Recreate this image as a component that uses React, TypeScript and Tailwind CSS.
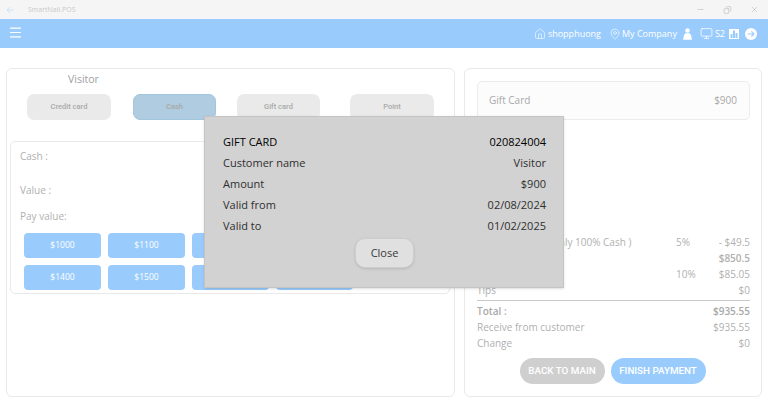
import { ArrowLeft, Minus, X, Copy, Menu, House, MapPin, Monitor } from "lucide-react";

const methods = [
  { label: "Credit card", cls: "ml-[20px] w-[84px] bg-[#eaeaea]" },
  { label: "Cash", cls: "ml-[22px] w-[83px] bg-[#afcce0] border border-[#a3c6df]" },
  { label: "Gift card", cls: "ml-[21px] w-[83px] bg-[#eaeaea]" },
  { label: "Point", cls: "ml-[30px] w-[84px] bg-[#eaeaea]" },
];

const payRows = [
  ["$1000", "$1100", "$1200", "$1300"],
  ["$1400", "$1500", "$1600", "$1700"],
];

const details = [
  ["Customer name", "Visitor"],
  ["Amount", "$900"],
  ["Valid from", "02/08/2024"],
  ["Valid to", "01/02/2025"],
];

const summary = [
  { label: "Discount Card ( Only 100% Cash )", pct: "5%", value: "- $49.5" },
  { label: "Subtotal", pct: "", value: "$850.5", bold: true },
  { label: "Tax", pct: "10%", value: "$85.05" },
  { label: "Tips", pct: "", value: "$0" },
];

const totals = [
  { label: "Total :", value: "$935.55", bold: true },
  { label: "Receive from customer", value: "$935.55" },
  { label: "Change", value: "$0" },
];

export default function App() {
  return (
    <div className="relative flex h-[400px] w-[768px] flex-col overflow-hidden bg-white font-['Open_Sans',sans-serif]">
      <div className="flex h-[19px] items-center bg-[#f5f5f5]">
        <ArrowLeft className="ml-[5px] h-[10px] w-[10px] text-[#b5d8fa]" strokeWidth={1.5} />
        <span className="ml-[13px] pt-[1px] text-[7px] text-[#c9c9c9]">SmartNail.POS</span>
        <div className="ml-auto flex items-center gap-[18px] pr-[9px] text-[#a8a8a8]">
          <Minus className="h-[9px] w-[9px]" strokeWidth={1.2} />
          <Copy className="h-[8px] w-[9px] -scale-x-100" strokeWidth={1.4} />
          <X className="h-[9px] w-[9px]" strokeWidth={1.2} />
        </div>
      </div>

      <div className="flex h-[29px] items-center bg-[#99ccfd] text-[9px] text-white">
        <Menu className="ml-[8px] -mt-[2px] h-[15px] w-[15px]" strokeWidth={1.8} />
        <div className="ml-auto flex items-center pr-[11px]">
          <House className="h-[12px] w-[12px]" strokeWidth={1.2} />
          <span className="ml-[2px]">shopphuong</span>
          <MapPin className="ml-[8px] h-[12px] w-[12px]" strokeWidth={1.2} />
          <span className="ml-[1px]">My Company</span>
          <svg viewBox="0 0 10 13" className="ml-[6px] h-[12px] w-[9px] fill-white">
            <circle cx="5" cy="2.6" r="2.5" />
            <path d="M2.6 5.6h4.8C9 7 9.6 10 9.8 12.8H.2C.4 10 1 7 2.6 5.6z" />
          </svg>
          <Monitor className="ml-[8px] h-[13px] w-[13px]" strokeWidth={1.4} />
          <span className="ml-[2px]">S2</span>
          <svg viewBox="0 0 10 10" className="ml-[4px] h-[10px] w-[10px]">
            <rect width="10" height="10" fill="white" />
            <path d="M1.5 5h2v4h-2zM4 1.5h2V9H4zM6.5 4h2v5h-2z" fill="#99ccfd" />
          </svg>
          <svg viewBox="0 0 12 12" className="ml-[6px] h-[12px] w-[12px]">
            <circle cx="6" cy="6" r="6" fill="white" />
            <path d="M2.8 6h6.2M6.4 3.4L9 6 6.4 8.6" fill="none" stroke="#99ccfd" strokeWidth="1.1" />
          </svg>
        </div>
      </div>

      <div className="flex gap-[9px] pl-[6px] pt-[20px]">
        <section className="h-[329px] w-[449px] rounded-[6px] border border-[#e9e9e9] pt-[3px]">
          <div className="ml-[61px] text-[10.5px] leading-[14px] text-[#a0a0a0]">Visitor</div>
          <div className="mt-[8px] flex">
            {methods.map((m) => (
              <button
                key={m.label}
                className={`h-[26px] rounded-[7px] font-['Roboto',sans-serif] text-[7.5px] font-medium text-[#a9a9a9] ${m.cls}`}
              >
                {m.label}
              </button>
            ))}
          </div>
          <div className="ml-[3px] mt-[21px] h-[153px] w-[440px] rounded-[5px] border border-[#e9e9e9] px-[9px] pt-[7px] text-[10px] text-[#b0b0b0]">
            <div className="leading-[14px]">Cash :</div>
            <div className="mt-[20px] leading-[14px]">Value :</div>
            <div className="mt-[12px] leading-[14px]">Pay value:</div>
            <div className="ml-[4px] mt-[10px] flex flex-col gap-[7px]">
              {payRows.map((row) => (
                <div key={row[0]} className="flex gap-[7px]">
                  {row.map((v) => (
                    <button key={v} className="h-[25px] w-[77px] rounded-[4px] bg-[#99ccfd] text-[8.5px] text-white">
                      {v}
                    </button>
                  ))}
                </div>
              ))}
            </div>
          </div>
        </section>

        <section className="flex h-[329px] w-[298px] flex-col rounded-[6px] border border-[#e9e9e9] pl-[12px] pr-[11px] pt-[12px] text-[10px] text-[#b0b0b0]">
          <div className="flex h-[39px] items-center justify-between rounded-[5px] border border-[#ececec] bg-[#fcfcfc] pl-[11px] pr-[12px] text-[#a8a8a8]">
            <span>Gift Card</span>
            <span>$900</span>
          </div>
          <div className="mt-[114px] flex flex-col">
            {summary.map((r) => (
              <div key={r.label} className={`flex h-[16px] items-center leading-[16px] ${r.bold ? "font-semibold" : ""}`}>
                <span className="flex-1">{r.label}</span>
                <span className="w-[29px]">{r.pct}</span>
                <span className="w-[45px] text-right">{r.value}</span>
              </div>
            ))}
          </div>
          <div className="mt-[2px] border-t border-[#c8c8c8] pt-[2px]">
            {totals.map((r) => (
              <div key={r.label} className={`flex h-[16px] items-center justify-between leading-[16px] ${r.bold ? "font-semibold text-[#a8a8a8]" : ""}`}>
                <span>{r.label}</span>
                <span>{r.value}</span>
              </div>
            ))}
          </div>
          <div className="mt-[7px] flex justify-center gap-[6px] pr-[2px] font-['Roboto',sans-serif] text-[9.8px] font-medium text-white">
            <button className="h-[26px] w-[85px] rounded-full bg-[#cfcfcf]">BACK TO MAIN</button>
            <button className="h-[26px] w-[95px] rounded-full bg-[#99ccfd]">FINISH PAYMENT</button>
          </div>
        </section>
      </div>

      <div className="absolute left-[204px] top-[116px] flex h-[172px] w-[360px] flex-col border border-[#c4c4c4] bg-[#d2d2d2] pl-[18px] pr-[17px] pt-[15px] text-[11px] text-[#2f2f2f] shadow-sm">
        <div className="flex h-[21px] items-center justify-between font-medium text-black">
          <span>GIFT CARD</span>
          <span>020824004</span>
        </div>
        {details.map(([k, v]) => (
          <div key={k} className="flex h-[21px] items-center justify-between">
            <span>{k}</span>
            <span>{v}</span>
          </div>
        ))}
        <button className="mx-auto mt-[1px] h-[30px] w-[59px] rounded-[10px] border border-[#cdcdcd] bg-[#e0e0e0] text-[11px] text-[#3a3a3a] shadow-sm">
          Close
        </button>
      </div>
    </div>
  );
}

# [THE PROBLEM]
Starting at the first line of the material, output exactly the lines up to and including the one with "House, MapPin, Monitor". Do not include the pictures.

# [WRITTEN RESPONSE]
Recreate this image as a component that uses React, TypeScript and Tailwind CSS.
import { ArrowLeft, Minus, X, Copy, Menu, House, MapPin, Monitor } from "lucide-react";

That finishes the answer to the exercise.